Ruined takes a while to get going. For about fifteen minutes it seems worryingly like one of those painstakingly researched, painfully earnest yet dramatically inert docudramas about “troubled regions” that theatrically naive activists schedule to lighten the atmosphere at human rights conferences. It soon weaves a gripping dramatic web, though. Set in a brothel in the contemporary Democratic Republic of Congo amid the endless factional fighting there, it tells a story akin to Brecht’s Mother Courage about a bar-owner-cum-madam who thinks she can profit from the war without sacrificing much to it or ever choosing sides.

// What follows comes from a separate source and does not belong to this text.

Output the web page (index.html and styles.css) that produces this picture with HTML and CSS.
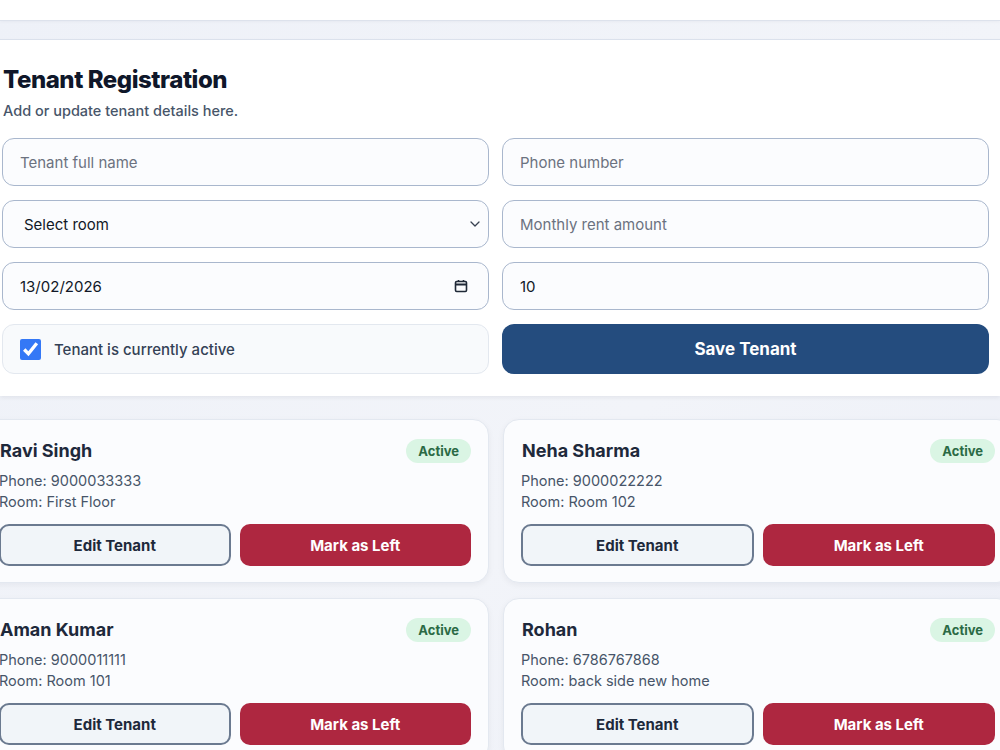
FILE: index.html
```html
<!DOCTYPE html>
<html lang="en">
<head>
    <meta charset="UTF-8">
    <meta name="viewport" content="width=device-width, initial-scale=1.0">
    <title>Tenant Registration</title>
    <link rel="stylesheet" href="styles.css">
</head>
<body>
    <div class="topbar"></div>

    <section class="panel">
        <h1>Tenant Registration</h1>
        <p class="subtitle">Add or update tenant details here.</p>

        <form class="tenant-form">
            <input type="text" class="field" placeholder="Tenant full name">
            <input type="text" class="field" placeholder="Phone number">
            <div class="select-wrap">
                <select class="field select-field">
                    <option>Select room</option>
                    <option>First Floor</option>
                    <option>Room 101</option>
                    <option>Room 102</option>
                    <option>back side new home</option>
                </select>
                <svg class="chevron" width="10" height="6" viewBox="0 0 10 6" fill="none" stroke="#374151" stroke-width="1.3" stroke-linecap="round" stroke-linejoin="round">
                    <polyline points="1,1 5,5 9,1"/>
                </svg>
            </div>
            <input type="number" class="field" placeholder="Monthly rent amount">
            <div class="field date-field">
                <input type="text" class="date-input" value="13/02/2026">
                <svg class="cal-icon" width="14" height="14" viewBox="0 0 14 14" fill="none" stroke="#1f2937" stroke-width="1.6">
                    <rect x="1.5" y="2.5" width="11" height="10" rx="1.2"/>
                    <line x1="1.5" y1="5.5" x2="12.5" y2="5.5" stroke-width="2"/>
                    <line x1="4.5" y1="1" x2="4.5" y2="3"/>
                    <line x1="9.5" y1="1" x2="9.5" y2="3"/>
                </svg>
            </div>
            <input type="number" class="field" value="10">
            <label class="active-box">
                <input type="checkbox" checked>
                <span>Tenant is currently active</span>
            </label>
            <button type="submit" class="save-btn">Save Tenant</button>
        </form>
    </section>

    <section class="tenant-list">
        <div class="tenant-card">
            <div class="card-head">
                <h3>Ravi Singh</h3>
                <span class="badge">Active</span>
            </div>
            <p class="meta">Phone: 9000033333</p>
            <p class="meta">Room: First Floor</p>
            <div class="card-actions">
                <button class="edit-btn">Edit Tenant</button>
                <button class="left-btn">Mark as Left</button>
            </div>
        </div>
        <div class="tenant-card">
            <div class="card-head">
                <h3>Neha Sharma</h3>
                <span class="badge">Active</span>
            </div>
            <p class="meta">Phone: 9000022222</p>
            <p class="meta">Room: Room 102</p>
            <div class="card-actions">
                <button class="edit-btn">Edit Tenant</button>
                <button class="left-btn">Mark as Left</button>
            </div>
        </div>
        <div class="tenant-card">
            <div class="card-head">
                <h3>Aman Kumar</h3>
                <span class="badge">Active</span>
            </div>
            <p class="meta">Phone: 9000011111</p>
            <p class="meta">Room: Room 101</p>
            <div class="card-actions">
                <button class="edit-btn">Edit Tenant</button>
                <button class="left-btn">Mark as Left</button>
            </div>
        </div>
        <div class="tenant-card">
            <div class="card-head">
                <h3>Rohan</h3>
                <span class="badge">Active</span>
            </div>
            <p class="meta">Phone: 6786767868</p>
            <p class="meta">Room: back side new home</p>
            <div class="card-actions">
                <button class="edit-btn">Edit Tenant</button>
                <button class="left-btn">Mark as Left</button>
            </div>
        </div>
    </section>
</body>
</html>
```

FILE: styles.css
```css
* {
    box-sizing: border-box;
}
body {
    margin: 0;
    font-family: Inter, "Noto Sans", Arial, sans-serif;
    background: linear-gradient(135deg, #eef1f8 0%, #f2f4f9 60%, #eceff7 100%);
    color: #0f172a;
    overflow: hidden;
    height: 750px;
}
.topbar {
    height: 21px;
    background: #ffffff;
    border-bottom: 1px solid #dde2ec;
    box-shadow: 0 1px 3px rgba(15, 23, 42, 0.04);
}
.panel {
    margin-top: 18px;
    background: #ffffff;
    border-top: 1px solid #dbe1ec;
    padding: 25px 11px 22px 2px;
    box-shadow: 0 2px 4px rgba(15, 23, 42, 0.06);
}
h1 {
    margin: 0 0 0 1px;
    font-size: 24px;
    line-height: 30px;
    font-weight: 800;
    letter-spacing: -0.45px;
    color: #0f172a;
}
.subtitle {
    margin: 6px 0 0 1px;
    font-size: 14.5px;
    line-height: 20px;
    font-weight: 500;
    color: #475569;
}
.tenant-form {
    margin-top: 17px;
    display: grid;
    grid-template-columns: 487px 487px;
    column-gap: 13px;
    row-gap: 14px;
}
.field {
    height: 48px;
    width: 100%;
    border: 1px solid #a9b7cd;
    border-radius: 12px;
    background: #fbfcfe;
    padding: 0 17px;
    font-family: inherit;
    font-size: 15px;
    color: #111827;
    outline: none;
}
.field::placeholder {
    color: #6b7280;
}
.select-wrap {
    position: relative;
}
.select-field {
    appearance: none;
    -webkit-appearance: none;
    padding-left: 21px;
    color: #111827;
}
.chevron {
    position: absolute;
    right: 9px;
    top: 21px;
    pointer-events: none;
}
.date-field {
    display: flex;
    align-items: center;
    justify-content: space-between;
    padding-right: 20px;
}
.date-input {
    border: none;
    background: transparent;
    font-family: inherit;
    font-size: 15px;
    color: #111827;
    padding: 0;
    outline: none;
    flex: 1;
}
.cal-icon {
    display: block;
}
.active-box {
    display: flex;
    align-items: center;
    gap: 13px;
    height: 50px;
    padding-left: 17px;
    background: #f8fafc;
    border: 1px solid #e3e8ef;
    border-radius: 12px;
    font-size: 15px;
    font-weight: 500;
    color: #334155;
}
.active-box input {
    margin: 0;
    width: 21px;
    height: 21px;
    accent-color: #3478f6;
}
.save-btn {
    height: 50px;
    border: none;
    border-radius: 12px;
    background: #244c7e;
    color: #ffffff;
    font-family: inherit;
    font-size: 17px;
    font-weight: 700;
    cursor: pointer;
}
.tenant-list {
    margin: 23px 0 0 -19px;
    display: grid;
    grid-template-columns: 508px 510px;
    column-gap: 14px;
    row-gap: 15px;
}
.tenant-card {
    background: #fbfcfe;
    border: 1px solid #e3e8f0;
    border-radius: 16px;
    padding: 19px 17px 16px 17px;
    box-shadow: 0 2px 6px rgba(15, 23, 42, 0.05);
}
.card-head {
    display: flex;
    justify-content: space-between;
    align-items: center;
}
.card-head h3 {
    margin: 0 0 0 1px;
    font-size: 18px;
    line-height: 24px;
    font-weight: 700;
    color: #1e293b;
}
.badge {
    height: 24px;
    line-height: 24px;
    padding: 0 12px;
    border-radius: 12px;
    background: #daf5e4;
    color: #2b6a45;
    font-size: 13px;
    font-weight: 700;
}
.meta {
    margin: 0;
    font-size: 14.5px;
    line-height: 21px;
    color: #475569;
}
.card-head + .meta {
    margin-top: 7px;
}
.card-actions {
    margin-top: 12px;
    display: grid;
    grid-template-columns: 1fr 1fr;
    gap: 9px;
}
.edit-btn, .left-btn {
    height: 42px;
    border-radius: 10px;
    font-family: inherit;
    font-size: 15px;
    font-weight: 700;
    cursor: pointer;
}
.edit-btn {
    background: #f1f5f9;
    border: 2px solid #6b7a90;
    color: #1e293b;
}
.left-btn {
    background: #ae2740;
    border: none;
    color: #ffffff;
}
```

That’s the tale that Lynn Nottage wants you to think she’s telling, anyway. The wrinkle is that Mama Nadi’s supposedly amoral commercial enterprise also serves a protective function. The brothel may be degrading but it also saves its prostitutes’ lives because they are all refugees from even worse danger and degradation. Nottage has no interest in simple moral inversion, though. She presents a fascinating array of extremely varied characters who make a range of different choices for the sake of survival. In the end the audience must weigh all those choices against the costs to the characters’ humanity. This is the tightest, most compelling drama based on sociological “field research” I’ve seen in a decade (Nottage traveled to the Congo and interviewed many women there), yet there’s no documentary feel to it at all. Ruined lives—thrives and sings—as drama, and that is its most secure claim to the truth.